In case we needed yet another sign that it’s the end of the record industry as we know it, The Wall Street Journal reports that forty-nine-year-old Madonna is close to ditching her longtime label, Warner Bros., and signing that unprecedented $120 million contract with concert-promotion titan Live Nation we were talking about in August. The cash and stock deal would reportedly last ten years and encompass three studio albums, tour promotion, merchandising and name-licensing, with the Material Mom pocketing $17 million up front and taking in around $50 million for the albums and $50 million for rights to promote her hugely successful tours (her last three Live Nation-produced treks have grossed $400 million).

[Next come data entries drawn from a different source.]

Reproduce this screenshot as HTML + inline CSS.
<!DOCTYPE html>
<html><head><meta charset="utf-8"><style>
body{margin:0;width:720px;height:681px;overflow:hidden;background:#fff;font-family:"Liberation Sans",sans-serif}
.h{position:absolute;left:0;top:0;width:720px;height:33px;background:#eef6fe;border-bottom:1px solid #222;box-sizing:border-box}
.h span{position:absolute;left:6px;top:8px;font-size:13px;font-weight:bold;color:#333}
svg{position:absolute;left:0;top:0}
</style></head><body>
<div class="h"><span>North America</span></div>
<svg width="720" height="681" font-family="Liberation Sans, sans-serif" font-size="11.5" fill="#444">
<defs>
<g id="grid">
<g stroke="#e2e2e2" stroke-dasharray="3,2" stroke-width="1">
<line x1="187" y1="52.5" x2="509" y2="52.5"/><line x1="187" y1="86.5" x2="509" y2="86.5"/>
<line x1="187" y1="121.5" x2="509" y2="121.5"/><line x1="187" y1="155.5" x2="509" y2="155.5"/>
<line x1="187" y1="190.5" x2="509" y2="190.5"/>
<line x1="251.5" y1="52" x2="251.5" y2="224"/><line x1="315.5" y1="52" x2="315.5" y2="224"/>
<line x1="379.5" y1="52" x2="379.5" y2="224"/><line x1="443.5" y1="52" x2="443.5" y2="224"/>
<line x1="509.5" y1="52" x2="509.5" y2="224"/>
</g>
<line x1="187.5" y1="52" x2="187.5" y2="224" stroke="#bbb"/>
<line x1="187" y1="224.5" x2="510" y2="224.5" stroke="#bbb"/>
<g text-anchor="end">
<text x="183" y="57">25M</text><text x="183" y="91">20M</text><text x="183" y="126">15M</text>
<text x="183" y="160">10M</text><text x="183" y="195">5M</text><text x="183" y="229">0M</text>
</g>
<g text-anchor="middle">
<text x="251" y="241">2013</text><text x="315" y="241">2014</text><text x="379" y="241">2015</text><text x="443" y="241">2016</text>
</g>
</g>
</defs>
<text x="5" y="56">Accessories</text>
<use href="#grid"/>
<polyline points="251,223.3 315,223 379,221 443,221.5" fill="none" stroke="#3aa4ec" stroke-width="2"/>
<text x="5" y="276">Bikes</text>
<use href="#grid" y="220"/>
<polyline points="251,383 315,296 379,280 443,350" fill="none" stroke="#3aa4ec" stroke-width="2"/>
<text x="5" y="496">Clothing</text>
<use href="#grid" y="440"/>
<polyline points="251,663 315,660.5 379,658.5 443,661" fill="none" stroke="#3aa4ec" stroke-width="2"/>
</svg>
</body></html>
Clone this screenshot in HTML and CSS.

Since Live Nation hasn’t undertaken album promotion and distribution before, there’s speculation the company will bring in outside help from a label; in addition, the report notes that in order to turn a profit on the albums, Madonna would have to sell around 15 million copies of each LP (she has sold approximately 175 million copies of her twenty studio albums, compilations, soundtracks and live records since her 1983 debut). Warner will retain the rights to Madonna’s extensive back catalog, and as her rep Liz Rosenberg told Rock Daily in August, Madonna has a greatest-hits album plus a new studio album on the way in the coming months on the label.